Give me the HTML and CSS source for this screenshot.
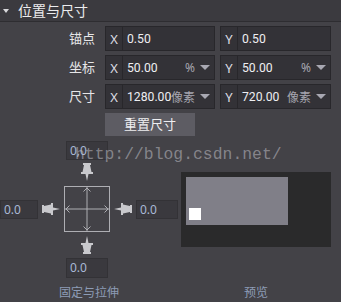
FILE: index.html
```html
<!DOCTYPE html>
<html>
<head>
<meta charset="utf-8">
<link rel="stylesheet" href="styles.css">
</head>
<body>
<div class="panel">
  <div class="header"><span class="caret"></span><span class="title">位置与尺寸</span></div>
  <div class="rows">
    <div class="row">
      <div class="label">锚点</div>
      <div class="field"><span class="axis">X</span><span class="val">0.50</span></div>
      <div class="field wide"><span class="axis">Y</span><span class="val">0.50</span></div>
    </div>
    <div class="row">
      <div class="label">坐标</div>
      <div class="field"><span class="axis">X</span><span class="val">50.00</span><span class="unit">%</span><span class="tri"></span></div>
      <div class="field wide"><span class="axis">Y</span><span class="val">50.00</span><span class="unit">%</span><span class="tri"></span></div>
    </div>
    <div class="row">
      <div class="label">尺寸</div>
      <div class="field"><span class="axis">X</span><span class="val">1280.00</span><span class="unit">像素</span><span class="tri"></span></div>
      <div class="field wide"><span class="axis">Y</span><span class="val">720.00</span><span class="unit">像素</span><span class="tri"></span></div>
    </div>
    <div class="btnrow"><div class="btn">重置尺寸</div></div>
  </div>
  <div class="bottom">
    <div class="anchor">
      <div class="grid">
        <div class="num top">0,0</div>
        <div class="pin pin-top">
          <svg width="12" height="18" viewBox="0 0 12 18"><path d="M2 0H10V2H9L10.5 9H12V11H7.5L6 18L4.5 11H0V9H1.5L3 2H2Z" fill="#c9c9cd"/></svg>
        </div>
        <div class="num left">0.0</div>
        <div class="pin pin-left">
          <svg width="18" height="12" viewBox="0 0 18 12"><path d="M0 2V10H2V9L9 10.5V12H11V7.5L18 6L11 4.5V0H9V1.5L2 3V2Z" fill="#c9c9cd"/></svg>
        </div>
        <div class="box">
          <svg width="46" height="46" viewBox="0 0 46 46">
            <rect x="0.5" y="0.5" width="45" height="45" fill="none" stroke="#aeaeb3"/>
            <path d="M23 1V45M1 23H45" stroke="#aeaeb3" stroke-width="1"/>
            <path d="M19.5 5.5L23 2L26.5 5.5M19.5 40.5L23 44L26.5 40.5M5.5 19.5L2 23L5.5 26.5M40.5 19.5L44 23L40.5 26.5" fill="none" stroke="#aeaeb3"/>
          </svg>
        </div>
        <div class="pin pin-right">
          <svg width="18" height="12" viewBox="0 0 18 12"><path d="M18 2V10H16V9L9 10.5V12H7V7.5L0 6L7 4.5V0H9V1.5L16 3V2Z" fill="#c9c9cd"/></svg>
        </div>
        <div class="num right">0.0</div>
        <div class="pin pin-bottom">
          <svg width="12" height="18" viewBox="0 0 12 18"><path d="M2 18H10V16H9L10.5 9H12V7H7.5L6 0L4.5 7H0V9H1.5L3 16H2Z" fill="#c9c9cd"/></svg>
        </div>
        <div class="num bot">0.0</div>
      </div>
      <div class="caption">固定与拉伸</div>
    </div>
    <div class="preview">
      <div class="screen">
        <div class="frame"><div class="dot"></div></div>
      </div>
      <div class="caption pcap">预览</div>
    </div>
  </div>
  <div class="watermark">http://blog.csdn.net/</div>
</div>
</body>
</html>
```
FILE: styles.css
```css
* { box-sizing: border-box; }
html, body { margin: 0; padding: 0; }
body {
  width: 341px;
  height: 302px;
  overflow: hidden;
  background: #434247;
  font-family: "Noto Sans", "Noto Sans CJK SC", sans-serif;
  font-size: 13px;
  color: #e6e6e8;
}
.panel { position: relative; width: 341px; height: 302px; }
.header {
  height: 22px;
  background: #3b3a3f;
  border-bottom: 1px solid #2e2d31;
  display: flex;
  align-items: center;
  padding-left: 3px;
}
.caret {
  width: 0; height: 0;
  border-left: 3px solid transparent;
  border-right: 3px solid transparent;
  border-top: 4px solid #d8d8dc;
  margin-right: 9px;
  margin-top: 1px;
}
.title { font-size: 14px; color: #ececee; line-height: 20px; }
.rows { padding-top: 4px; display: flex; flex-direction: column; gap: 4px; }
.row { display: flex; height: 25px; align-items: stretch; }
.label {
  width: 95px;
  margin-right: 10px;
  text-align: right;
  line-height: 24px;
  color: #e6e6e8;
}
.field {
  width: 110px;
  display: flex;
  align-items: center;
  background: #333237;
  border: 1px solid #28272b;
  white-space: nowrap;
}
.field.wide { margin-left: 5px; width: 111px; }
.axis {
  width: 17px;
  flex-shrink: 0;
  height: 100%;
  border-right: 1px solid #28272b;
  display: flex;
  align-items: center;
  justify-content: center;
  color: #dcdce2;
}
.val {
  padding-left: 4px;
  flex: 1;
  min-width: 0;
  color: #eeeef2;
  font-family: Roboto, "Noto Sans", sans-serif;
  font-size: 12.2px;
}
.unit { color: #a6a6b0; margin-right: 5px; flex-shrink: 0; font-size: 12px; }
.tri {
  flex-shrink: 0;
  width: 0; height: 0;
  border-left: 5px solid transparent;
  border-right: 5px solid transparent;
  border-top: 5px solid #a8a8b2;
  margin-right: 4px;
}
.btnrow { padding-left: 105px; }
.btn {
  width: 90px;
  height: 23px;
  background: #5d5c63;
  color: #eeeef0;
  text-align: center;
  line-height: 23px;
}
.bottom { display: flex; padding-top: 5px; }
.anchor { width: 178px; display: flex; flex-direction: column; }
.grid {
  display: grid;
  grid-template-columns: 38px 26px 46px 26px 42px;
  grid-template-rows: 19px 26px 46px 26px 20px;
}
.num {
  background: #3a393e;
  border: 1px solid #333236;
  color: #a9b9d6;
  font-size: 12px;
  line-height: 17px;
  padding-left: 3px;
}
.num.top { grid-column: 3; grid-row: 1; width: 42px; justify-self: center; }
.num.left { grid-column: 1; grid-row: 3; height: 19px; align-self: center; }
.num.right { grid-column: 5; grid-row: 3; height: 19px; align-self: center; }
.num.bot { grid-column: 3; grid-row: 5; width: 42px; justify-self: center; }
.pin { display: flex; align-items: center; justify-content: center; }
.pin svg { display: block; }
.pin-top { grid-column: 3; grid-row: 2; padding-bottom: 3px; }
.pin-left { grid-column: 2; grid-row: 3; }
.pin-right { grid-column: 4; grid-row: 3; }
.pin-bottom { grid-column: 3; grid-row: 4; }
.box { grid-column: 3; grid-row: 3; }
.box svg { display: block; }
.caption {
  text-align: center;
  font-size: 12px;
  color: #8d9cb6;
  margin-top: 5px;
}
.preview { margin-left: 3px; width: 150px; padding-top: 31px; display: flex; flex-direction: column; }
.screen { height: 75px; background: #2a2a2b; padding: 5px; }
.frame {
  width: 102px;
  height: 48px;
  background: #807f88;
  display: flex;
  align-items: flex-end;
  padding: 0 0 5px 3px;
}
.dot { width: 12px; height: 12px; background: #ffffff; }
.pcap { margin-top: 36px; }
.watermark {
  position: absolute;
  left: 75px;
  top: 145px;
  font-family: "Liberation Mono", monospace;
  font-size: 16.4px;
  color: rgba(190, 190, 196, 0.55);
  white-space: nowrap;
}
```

* _The task_
Quote the data exactly, leaving every image out of the copy.

* _Output_
Give me the HTML and CSS source for this screenshot.
FILE: index.html
```html
<!DOCTYPE html>
<html>
<head>
<meta charset="utf-8">
<link rel="stylesheet" href="styles.css">
</head>
<body>
<div class="panel">
  <div class="header"><span class="caret"></span><span class="title">位置与尺寸</span></div>
  <div class="rows">
    <div class="row">
      <div class="label">锚点</div>
      <div class="field"><span class="axis">X</span><span class="val">0.50</span></div>
      <div class="field wide"><span class="axis">Y</span><span class="val">0.50</span></div>
    </div>
    <div class="row">
      <div class="label">坐标</div>
      <div class="field"><span class="axis">X</span><span class="val">50.00</span><span class="unit">%</span><span class="tri"></span></div>
      <div class="field wide"><span class="axis">Y</span><span class="val">50.00</span><span class="unit">%</span><span class="tri"></span></div>
    </div>
    <div class="row">
      <div class="label">尺寸</div>
      <div class="field"><span class="axis">X</span><span class="val">1280.00</span><span class="unit">像素</span><span class="tri"></span></div>
      <div class="field wide"><span class="axis">Y</span><span class="val">720.00</span><span class="unit">像素</span><span class="tri"></span></div>
    </div>
    <div class="btnrow"><div class="btn">重置尺寸</div></div>
  </div>
  <div class="bottom">
    <div class="anchor">
      <div class="grid">
        <div class="num top">0,0</div>
        <div class="pin pin-top">
          <svg width="12" height="18" viewBox="0 0 12 18"><path d="M2 0H10V2H9L10.5 9H12V11H7.5L6 18L4.5 11H0V9H1.5L3 2H2Z" fill="#c9c9cd"/></svg>
        </div>
        <div class="num left">0.0</div>
        <div class="pin pin-left">
          <svg width="18" height="12" viewBox="0 0 18 12"><path d="M0 2V10H2V9L9 10.5V12H11V7.5L18 6L11 4.5V0H9V1.5L2 3V2Z" fill="#c9c9cd"/></svg>
        </div>
        <div class="box">
          <svg width="46" height="46" viewBox="0 0 46 46">
            <rect x="0.5" y="0.5" width="45" height="45" fill="none" stroke="#aeaeb3"/>
            <path d="M23 1V45M1 23H45" stroke="#aeaeb3" stroke-width="1"/>
            <path d="M19.5 5.5L23 2L26.5 5.5M19.5 40.5L23 44L26.5 40.5M5.5 19.5L2 23L5.5 26.5M40.5 19.5L44 23L40.5 26.5" fill="none" stroke="#aeaeb3"/>
          </svg>
        </div>
        <div class="pin pin-right">
          <svg width="18" height="12" viewBox="0 0 18 12"><path d="M18 2V10H16V9L9 10.5V12H7V7.5L0 6L7 4.5V0H9V1.5L16 3V2Z" fill="#c9c9cd"/></svg>
        </div>
        <div class="num right">0.0</div>
        <div class="pin pin-bottom">
          <svg width="12" height="18" viewBox="0 0 12 18"><path d="M2 18H10V16H9L10.5 9H12V7H7.5L6 0L4.5 7H0V9H1.5L3 16H2Z" fill="#c9c9cd"/></svg>
        </div>
        <div class="num bot">0.0</div>
      </div>
      <div class="caption">固定与拉伸</div>
    </div>
    <div class="preview">
      <div class="screen">
        <div class="frame"><div class="dot"></div></div>
      </div>
      <div class="caption pcap">预览</div>
    </div>
  </div>
  <div class="watermark">http://blog.csdn.net/</div>
</div>
</body>
</html>
```
FILE: styles.css
```css
* { box-sizing: border-box; }
html, body { margin: 0; padding: 0; }
body {
  width: 341px;
  height: 302px;
  overflow: hidden;
  background: #434247;
  font-family: "Noto Sans", "Noto Sans CJK SC", sans-serif;
  font-size: 13px;
  color: #e6e6e8;
}
.panel { position: relative; width: 341px; height: 302px; }
.header {
  height: 22px;
  background: #3b3a3f;
  border-bottom: 1px solid #2e2d31;
  display: flex;
  align-items: center;
  padding-left: 3px;
}
.caret {
  width: 0; height: 0;
  border-left: 3px solid transparent;
  border-right: 3px solid transparent;
  border-top: 4px solid #d8d8dc;
  margin-right: 9px;
  margin-top: 1px;
}
.title { font-size: 14px; color: #ececee; line-height: 20px; }
.rows { padding-top: 4px; display: flex; flex-direction: column; gap: 4px; }
.row { display: flex; height: 25px; align-items: stretch; }
.label {
  width: 95px;
  margin-right: 10px;
  text-align: right;
  line-height: 24px;
  color: #e6e6e8;
}
.field {
  width: 110px;
  display: flex;
  align-items: center;
  background: #333237;
  border: 1px solid #28272b;
  white-space: nowrap;
}
.field.wide { margin-left: 5px; width: 111px; }
.axis {
  width: 17px;
  flex-shrink: 0;
  height: 100%;
  border-right: 1px solid #28272b;
  display: flex;
  align-items: center;
  justify-content: center;
  color: #dcdce2;
}
.val {
  padding-left: 4px;
  flex: 1;
  min-width: 0;
  color: #eeeef2;
  font-family: Roboto, "Noto Sans", sans-serif;
  font-size: 12.2px;
}
.unit { color: #a6a6b0; margin-right: 5px; flex-shrink: 0; font-size: 12px; }
.tri {
  flex-shrink: 0;
  width: 0; height: 0;
  border-left: 5px solid transparent;
  border-right: 5px solid transparent;
  border-top: 5px solid #a8a8b2;
  margin-right: 4px;
}
.btnrow { padding-left: 105px; }
.btn {
  width: 90px;
  height: 23px;
  background: #5d5c63;
  color: #eeeef0;
  text-align: center;
  line-height: 23px;
}
.bottom { display: flex; padding-top: 5px; }
.anchor { width: 178px; display: flex; flex-direction: column; }
.grid {
  display: grid;
  grid-template-columns: 38px 26px 46px 26px 42px;
  grid-template-rows: 19px 26px 46px 26px 20px;
}
.num {
  background: #3a393e;
  border: 1px solid #333236;
  color: #a9b9d6;
  font-size: 12px;
  line-height: 17px;
  padding-left: 3px;
}
.num.top { grid-column: 3; grid-row: 1; width: 42px; justify-self: center; }
.num.left { grid-column: 1; grid-row: 3; height: 19px; align-self: center; }
.num.right { grid-column: 5; grid-row: 3; height: 19px; align-self: center; }
.num.bot { grid-column: 3; grid-row: 5; width: 42px; justify-self: center; }
.pin { display: flex; align-items: center; justify-content: center; }
.pin svg { display: block; }
.pin-top { grid-column: 3; grid-row: 2; padding-bottom: 3px; }
.pin-left { grid-column: 2; grid-row: 3; }
.pin-right { grid-column: 4; grid-row: 3; }
.pin-bottom { grid-column: 3; grid-row: 4; }
.box { grid-column: 3; grid-row: 3; }
.box svg { display: block; }
.caption {
  text-align: center;
  font-size: 12px;
  color: #8d9cb6;
  margin-top: 5px;
}
.preview { margin-left: 3px; width: 150px; padding-top: 31px; display: flex; flex-direction: column; }
.screen { height: 75px; background: #2a2a2b; padding: 5px; }
.frame {
  width: 102px;
  height: 48px;
  background: #807f88;
  display: flex;
  align-items: flex-end;
  padding: 0 0 5px 3px;
}
.dot { width: 12px; height: 12px; background: #ffffff; }
.pcap { margin-top: 36px; }
.watermark {
  position: absolute;
  left: 75px;
  top: 145px;
  font-family: "Liberation Mono", monospace;
  font-size: 16.4px;
  color: rgba(190, 190, 196, 0.55);
  white-space: nowrap;
}
```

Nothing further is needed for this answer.